Even if you only want to write about one team, you have to know enough about every other team in the league to put your thoughts into real context. When I was younger, I was a Steelers fan and I realised I needed to know more about other teams. I listed the teams out from 1-32 every week and ranked them in how well I knew each team. For that following week, I was only allowed to write about or analyze the bottom five teams in my rankings. I did that until it became very difficult to rank the teams. I did it until I knew as much about Daryl Smith with the Jacksonville Jaguars as I did Peyton Manning of the Indianapolis Colts.

I understand that people will take issue with this, but as I said in the beginning of the article, these are just my thoughts. I’m not projecting anything in this article as fact.

Officiating Is Off Limits Outside of Specific Examples
This follows a similar line as the previous point. Nobody reads your work to hear you complain about officiating. If you’re breaking down a specific play with a big call, that’s fine, but don’t dwell on it and don’t attribute the outcome of the game to the officials. Any fan can do that, they’re not reading your work for that. Find something more interesting to write about and mention the officiating if you have to, but don’t make it a major point of your argument even if it really was a major issue.

Nobody Cares About Your Fantasy Team. Repeat, Nobody Cares About Your Fantasy Team
Seriously, if people follow you on twitter, they follow you for stuff that interests them or could possibly interest them. Unless there is something legitimately noteworthy that happens in one of your leagues or something that is downright funny(IE someone scores the most points in a season but finishes 0-14), DO NOT tweet about it. It’s boring and comes across as quite childish.

Writer Examples

Most of the above doesn’t focus on the actual process of writing. In order to portray some points about that, I want to use examples of writers I know.

I have great admiration for a writer who many would see as a threat or as competition if they were in my position. Alen Dumonijic is the only other writer I know who does similar work to me and who is the same age as me. Alen is an exceptionally nice person, but also someone who has an outstanding ability to criticize in minute detail without ever falling into the trap of using hyperbole. Alen knows how much I admire his work because it truly stands out when held up against that of others. I don’t feel that I can do precisely what he does, so it is best to follow his work instead of me trying to explain what I see in it.
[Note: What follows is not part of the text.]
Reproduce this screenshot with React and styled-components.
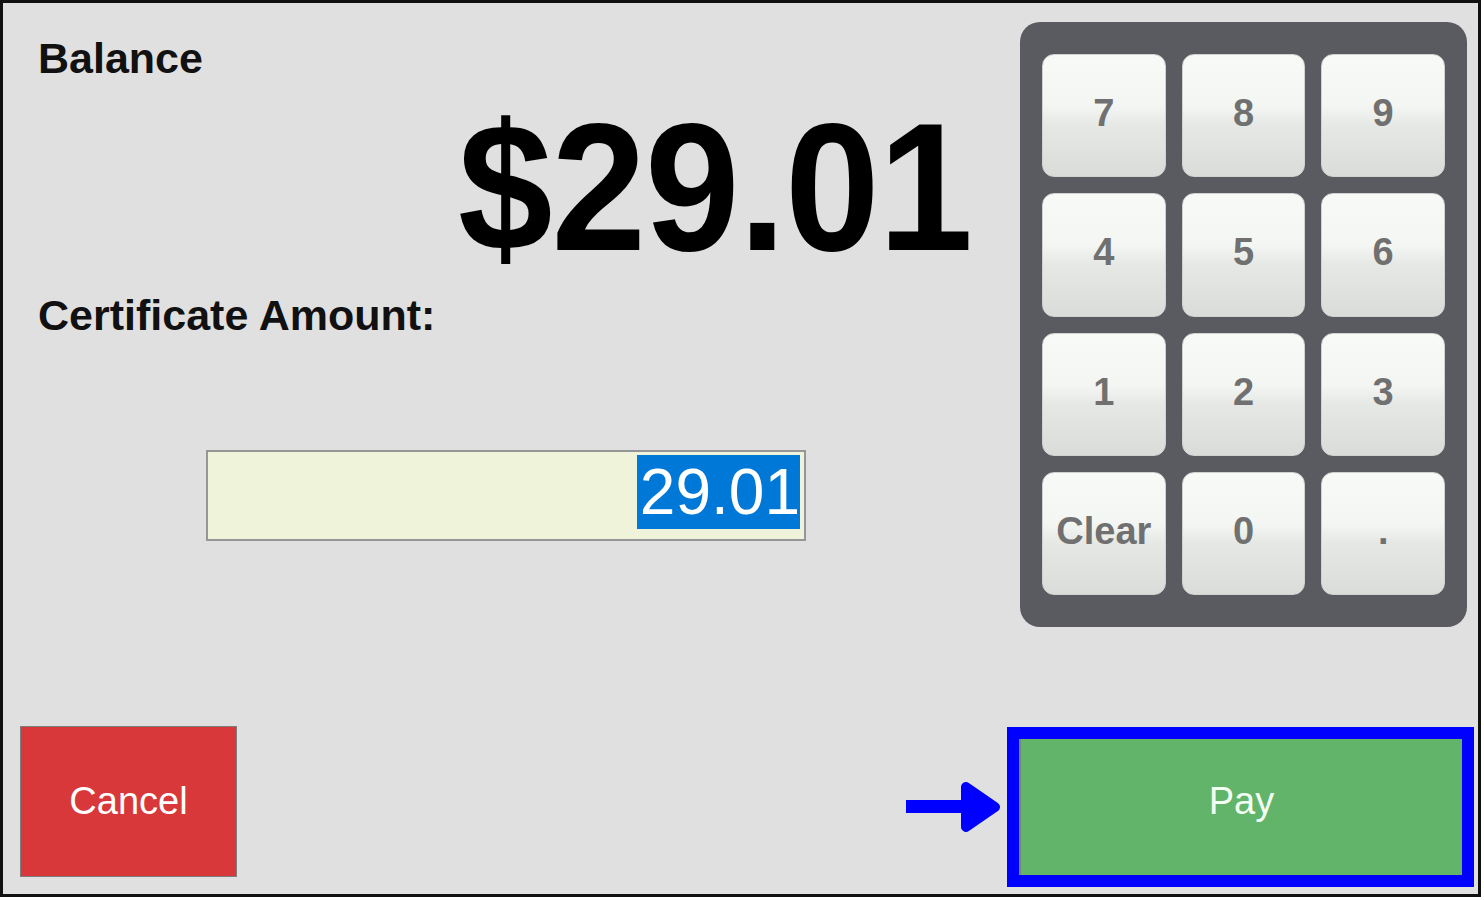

My earliest memory of Sigmund Bloom is a conversation we had about Tarvaris Jackson. At the time I was much less experienced as an analyst but had felt that Jackson was under-appreciated for his work in Seattle. I never really wrote about it or said it because Jackson had a reputation as being someone who wasn’t good and nobody else really pointed out what I thought I was seeing. One day Bloom did and I realised that he was someone who wasn’t caring for reputations and was actually paying attention to what was happening right at that very moment. Little did I know at the time, but I would find someone who had the passion and work rate that allows him to be one of the best writers around. What you’ll learn from Bloom is how he channels his passion. Seemingly everything he does is met with excitement and appreciation of what he gets to do for a living, that may seem trivial, but it’s something his followers/readers undoubtedly notice and appreciate.

I’m going to lump these two guys together, but they’ll probably appreciate that as a shared compliment. When you’re starting out, you’ll hear about the work-rate and the effort it takes to be a top writer. If you want to understand where the bar for that work rate is set, go find the work of Scott Kacsmar and Chase Stuart. Not only is there a vast quantity of articles, there is also an overwhelming level of depth and knowledge in those articles. That’s what it takes. That’s the effort level you need to be in this business because you can be certain there are plenty more people like Scott and Chase coming up.

If you appear on many, many major networks, have the respect of the top-level analysts across your field and have a stupidly big following on twitter, that means you’ve made it…right? I don’t think that’s how Matt Miller views himself. Matt deals with a lot, I’ve seen an awful lot of it first hand, and that can ruffle anyone, but it doesn’t ruffle Matt. The thing that stands out to me with Matt is that very often I will see him talk about how he is trying to learn different things. Things that aren’t necessarily seen as valuable or things that many will brush off as something they presume they know. He admits to mistakes and actively pursues ways to get better. If he’s that far ahead of you and I and still doing that, why should any of us think that we can’t always learn something?

While you will find many, many writers who affect how you write and the way you develop, I think everyone finds one specific person who they feel is most similar to themselves. Or at least, most similar to what they want to be. For me that person is Matt Waldman. If you read Matt’s work, you will learn how to look at things from all angles and consider all the consequences of actions or all the aspects of a player(or life). It’s a cerebral approach that doesn’t rush to decisions or force an idea that is inaccurate or flawed.

For many people, finding a specialty is the ideal scenario. I don’t know anyone who has found and refined their specialty as well as Jene Bramel. I can’t really say much about Bramel, except that he is a doctor(a real one) and an IDP specialist. If I had the words to explain it, I would explain it, but I think it’s best to just watch how much work Jene puts into his area of expertise and how he presents his opinions/findings.

I was a terrible student. I have no idea how I earned my degree because I spent my years in college up til 7am watching football or in some pub somewhere. For that reason, my writing isn’t really as refined or as professional as it could be. Fortunately, I know a lot of writers who are very professional in how they write articles. They understand what they are writing, why they are writing it and how to present it. Of course, there are different ways of doing things so they won’t all be the same, but I can’t find fault in what any of them do. Josh Katzowitz, Chris Burke, Doug Farrar and Will Brinson are all different, but you’ll learn something from each of them if you read often enough and if you pay attention to more than just the content.